__Problem description__
Take every line where the string "this" appears and copy it.

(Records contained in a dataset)
-=-=-
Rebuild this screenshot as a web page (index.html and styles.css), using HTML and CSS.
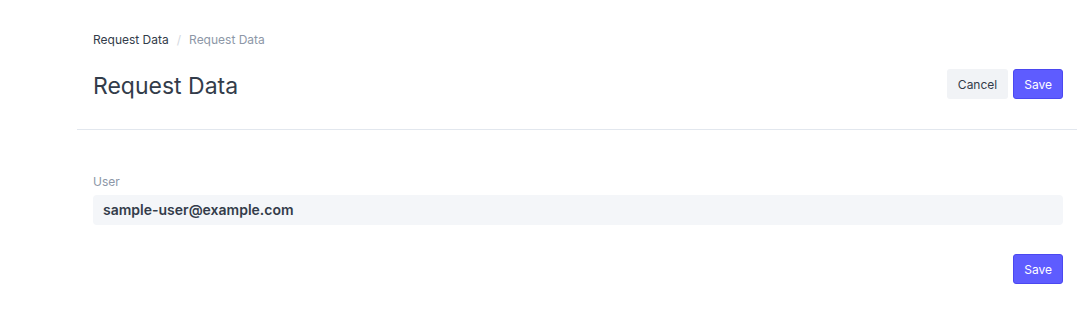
FILE: index.html
```html
<!DOCTYPE html>
<html lang="en">
<head>
    <meta charset="UTF-8">
    <meta name="viewport" content="width=device-width, initial-scale=1.0">
    <title>Request Data</title>
    <link rel="stylesheet" href="styles.css">
</head>
<body>
    <div class="page">
        <div class="page-header">
            <div class="breadcrumb">
                <span class="crumb">Request Data</span>
                <span class="crumb-sep">/</span>
                <span class="crumb current">Request Data</span>
            </div>
            <div class="title-row">
                <h1 class="page-title">Request Data</h1>
                <div class="actions">
                    <button class="btn btn-secondary">Cancel</button>
                    <button class="btn btn-primary">Save</button>
                </div>
            </div>
        </div>

        <div class="page-body">
            <div class="field">
                <label class="field-label">User</label>
                <div class="field-value">sample-user@example.com</div>
            </div>
            <div class="form-footer">
                <button class="btn btn-primary">Save</button>
            </div>
        </div>
    </div>
</body>
</html>
```

FILE: styles.css
```css
body {
    margin: 0;
    font-family: Inter, "Noto Sans", sans-serif;
    color: #333c4a;
    background-color: #fff;
}

.page {
    margin-left: 77px;
    width: 1000px;
}

.page-header {
    padding: 32px 14px 0 16px;
    border-bottom: 1px solid #e2e7ee;
}

.breadcrumb {
    display: flex;
    align-items: center;
    gap: 8px;
    font-size: 12px;
    line-height: 16px;
}

.crumb {
    color: #333c4a;
}

.crumb-sep {
    color: #d3d8e0;
}

.crumb.current {
    color: #8d97a7;
}

.title-row {
    display: flex;
    align-items: center;
    justify-content: space-between;
    padding: 21px 0 28px;
}

.page-title {
    margin: 0;
    font-size: 23px;
    font-weight: 400;
    line-height: 32px;
    color: #333c4a;
    position: relative;
    top: 1px;
}

.actions {
    display: flex;
    gap: 5px;
    position: relative;
    top: -1px;
}

.btn {
    height: 30px;
    padding: 0 10px;
    font-family: inherit;
    font-size: 12px;
    border-radius: 3px;
    border: 1px solid transparent;
    cursor: pointer;
}

.btn-secondary {
    background-color: #f1f3f6;
    color: #333c4a;
}

.btn-primary {
    background-color: #5e5cff;
    border-color: #4b48f0;
    color: #fff;
}

.page-body {
    padding: 44px 14px 0 16px;
}

.field-label {
    display: block;
    font-size: 12px;
    line-height: 16px;
    color: #8d97a7;
    margin-bottom: 5px;
}

.field-value {
    height: 30px;
    line-height: 30px;
    padding: 0 10px;
    background-color: #f4f6f9;
    border-radius: 4px;
    font-size: 14px;
    font-weight: 600;
    color: #333c4a;
}

.form-footer {
    display: flex;
    justify-content: flex-end;
    padding-top: 29px;
}
```
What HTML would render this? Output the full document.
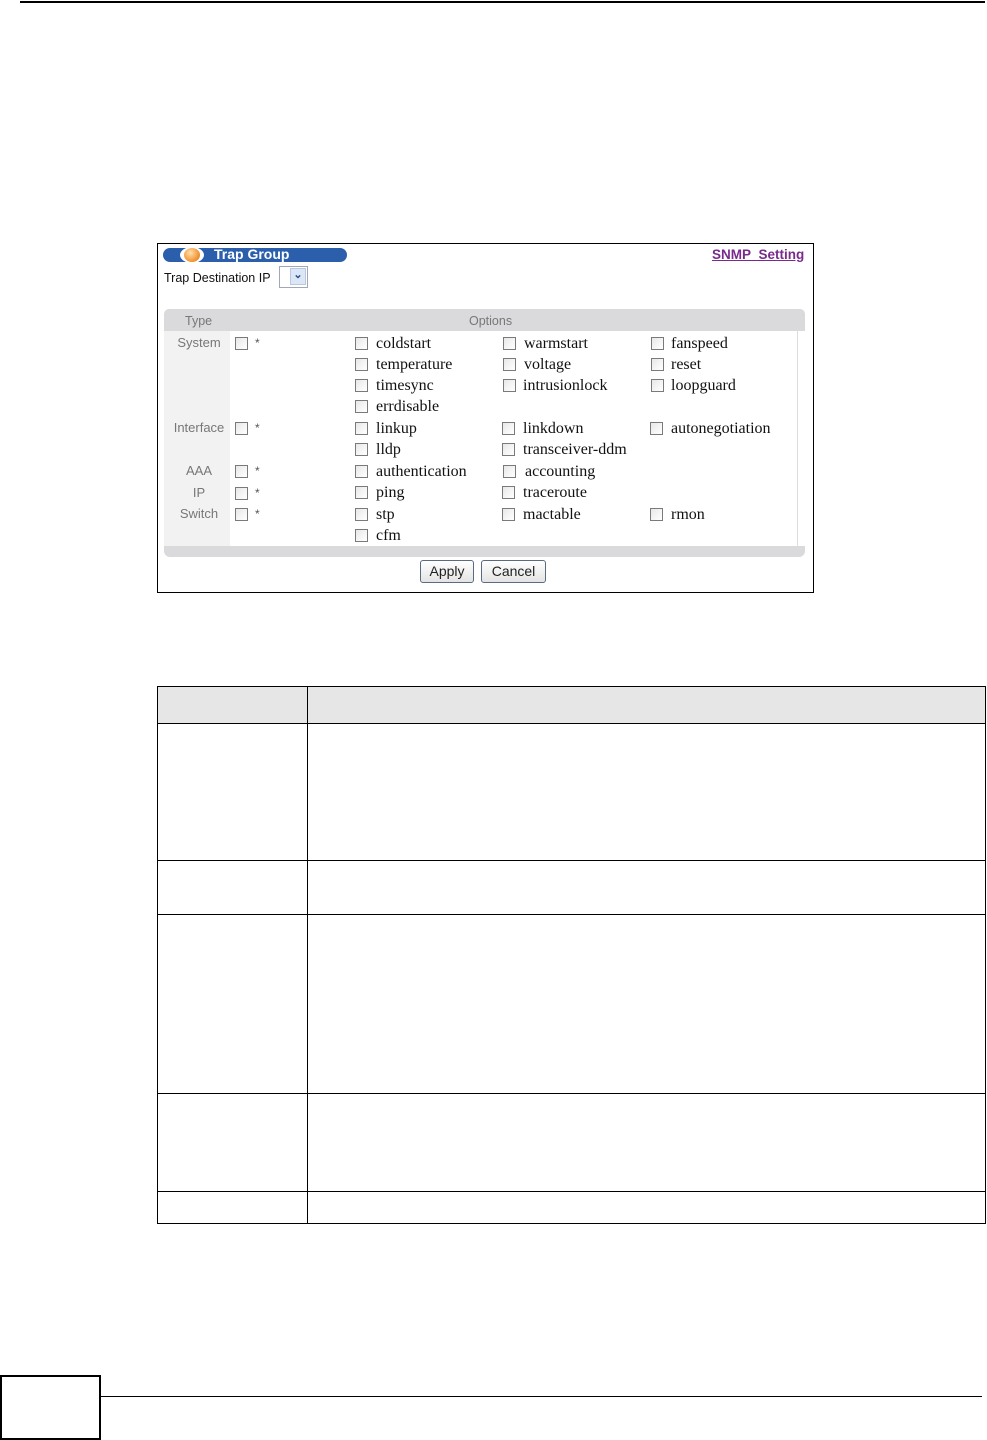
-=-=-
__Output of the exercise__
Rebuild this screenshot as a web page (index.html and styles.css), using HTML and CSS.
What HTML would render this? Output the full document.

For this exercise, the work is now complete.